TASK TO CARRY OUT: Take the lines from the beginning of the material through the line containing "import React from" and retype them exactly, leaving the pictures out.

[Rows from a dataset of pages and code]
= = =

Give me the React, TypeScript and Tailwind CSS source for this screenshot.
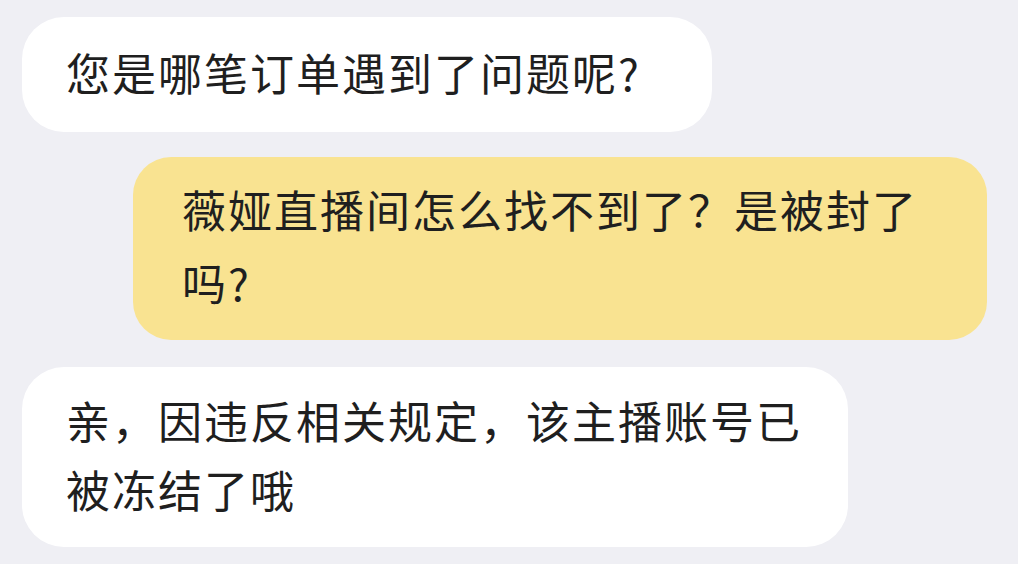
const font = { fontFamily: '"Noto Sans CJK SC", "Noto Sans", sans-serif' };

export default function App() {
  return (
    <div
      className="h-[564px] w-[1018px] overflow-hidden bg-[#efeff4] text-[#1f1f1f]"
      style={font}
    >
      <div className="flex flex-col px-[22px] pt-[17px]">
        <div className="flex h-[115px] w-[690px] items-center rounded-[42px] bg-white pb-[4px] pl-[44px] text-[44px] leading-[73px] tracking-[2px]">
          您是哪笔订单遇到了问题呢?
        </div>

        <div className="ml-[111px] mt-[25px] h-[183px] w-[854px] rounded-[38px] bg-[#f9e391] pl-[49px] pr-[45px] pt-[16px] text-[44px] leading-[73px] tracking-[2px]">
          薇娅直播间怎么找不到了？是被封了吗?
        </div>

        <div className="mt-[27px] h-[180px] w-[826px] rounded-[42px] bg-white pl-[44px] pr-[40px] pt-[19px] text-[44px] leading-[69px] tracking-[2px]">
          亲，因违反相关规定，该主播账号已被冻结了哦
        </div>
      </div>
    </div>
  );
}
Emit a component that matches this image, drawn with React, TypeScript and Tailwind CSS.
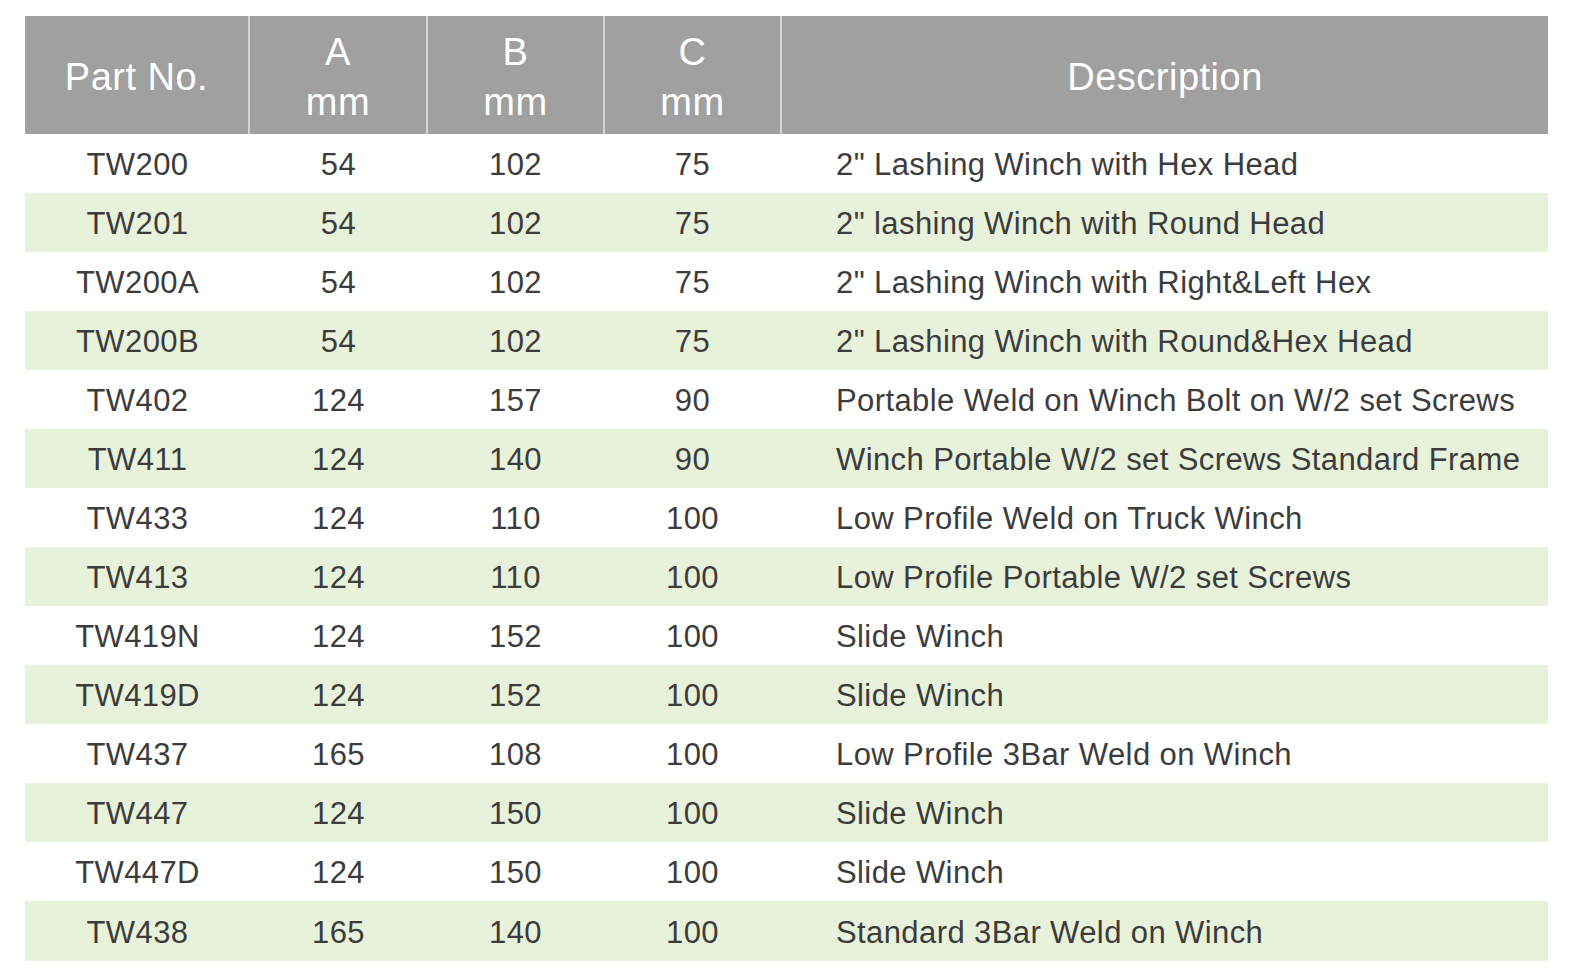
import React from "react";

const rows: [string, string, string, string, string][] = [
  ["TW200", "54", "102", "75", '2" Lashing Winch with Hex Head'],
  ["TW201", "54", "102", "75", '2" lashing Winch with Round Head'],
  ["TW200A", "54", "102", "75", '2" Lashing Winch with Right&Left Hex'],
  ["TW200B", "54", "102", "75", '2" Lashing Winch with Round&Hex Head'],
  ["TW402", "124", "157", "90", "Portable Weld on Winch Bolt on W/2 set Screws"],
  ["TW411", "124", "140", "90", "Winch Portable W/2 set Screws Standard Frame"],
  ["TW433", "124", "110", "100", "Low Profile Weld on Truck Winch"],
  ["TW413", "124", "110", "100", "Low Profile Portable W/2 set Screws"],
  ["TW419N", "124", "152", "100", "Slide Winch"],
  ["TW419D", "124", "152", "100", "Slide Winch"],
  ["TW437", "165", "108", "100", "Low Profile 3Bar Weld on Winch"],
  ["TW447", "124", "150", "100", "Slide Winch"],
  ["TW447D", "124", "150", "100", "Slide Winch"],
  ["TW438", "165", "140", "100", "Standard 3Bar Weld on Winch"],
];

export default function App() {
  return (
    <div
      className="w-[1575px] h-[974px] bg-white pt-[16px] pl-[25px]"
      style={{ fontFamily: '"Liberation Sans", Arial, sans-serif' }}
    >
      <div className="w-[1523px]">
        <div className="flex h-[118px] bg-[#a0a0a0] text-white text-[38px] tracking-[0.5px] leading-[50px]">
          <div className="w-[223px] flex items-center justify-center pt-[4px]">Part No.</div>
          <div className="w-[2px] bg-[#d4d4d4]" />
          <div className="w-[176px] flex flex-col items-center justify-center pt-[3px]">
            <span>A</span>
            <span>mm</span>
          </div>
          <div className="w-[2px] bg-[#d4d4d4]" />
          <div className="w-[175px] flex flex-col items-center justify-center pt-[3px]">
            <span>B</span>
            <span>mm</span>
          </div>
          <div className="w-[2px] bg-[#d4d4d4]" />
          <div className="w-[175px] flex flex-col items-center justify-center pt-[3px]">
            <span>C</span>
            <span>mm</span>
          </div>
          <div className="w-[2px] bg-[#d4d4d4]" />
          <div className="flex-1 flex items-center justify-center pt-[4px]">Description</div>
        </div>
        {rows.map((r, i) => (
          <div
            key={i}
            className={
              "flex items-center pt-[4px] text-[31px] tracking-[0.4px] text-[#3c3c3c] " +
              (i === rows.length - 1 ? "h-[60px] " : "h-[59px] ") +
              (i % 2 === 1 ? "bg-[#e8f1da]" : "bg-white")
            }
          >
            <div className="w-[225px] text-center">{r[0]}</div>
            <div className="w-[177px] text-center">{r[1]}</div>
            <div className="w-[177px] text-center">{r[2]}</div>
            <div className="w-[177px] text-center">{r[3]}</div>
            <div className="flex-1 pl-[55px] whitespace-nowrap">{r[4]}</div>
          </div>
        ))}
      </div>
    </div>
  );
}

= = =

FINISHED TASK:
Give me the React, TypeScript and Tailwind CSS source for this screenshot.
const font = { fontFamily: '"Noto Sans CJK SC", "Noto Sans", sans-serif' };

export default function App() {
  return (
    <div
      className="h-[564px] w-[1018px] overflow-hidden bg-[#efeff4] text-[#1f1f1f]"
      style={font}
    >
      <div className="flex flex-col px-[22px] pt-[17px]">
        <div className="flex h-[115px] w-[690px] items-center rounded-[42px] bg-white pb-[4px] pl-[44px] text-[44px] leading-[73px] tracking-[2px]">
          您是哪笔订单遇到了问题呢?
        </div>

        <div className="ml-[111px] mt-[25px] h-[183px] w-[854px] rounded-[38px] bg-[#f9e391] pl-[49px] pr-[45px] pt-[16px] text-[44px] leading-[73px] tracking-[2px]">
          薇娅直播间怎么找不到了？是被封了吗?
        </div>

        <div className="mt-[27px] h-[180px] w-[826px] rounded-[42px] bg-white pl-[44px] pr-[40px] pt-[19px] text-[44px] leading-[69px] tracking-[2px]">
          亲，因违反相关规定，该主播账号已被冻结了哦
        </div>
      </div>
    </div>
  );
}
Emit a component that matches this image, drawn with React, TypeScript and Tailwind CSS.
import React from "react";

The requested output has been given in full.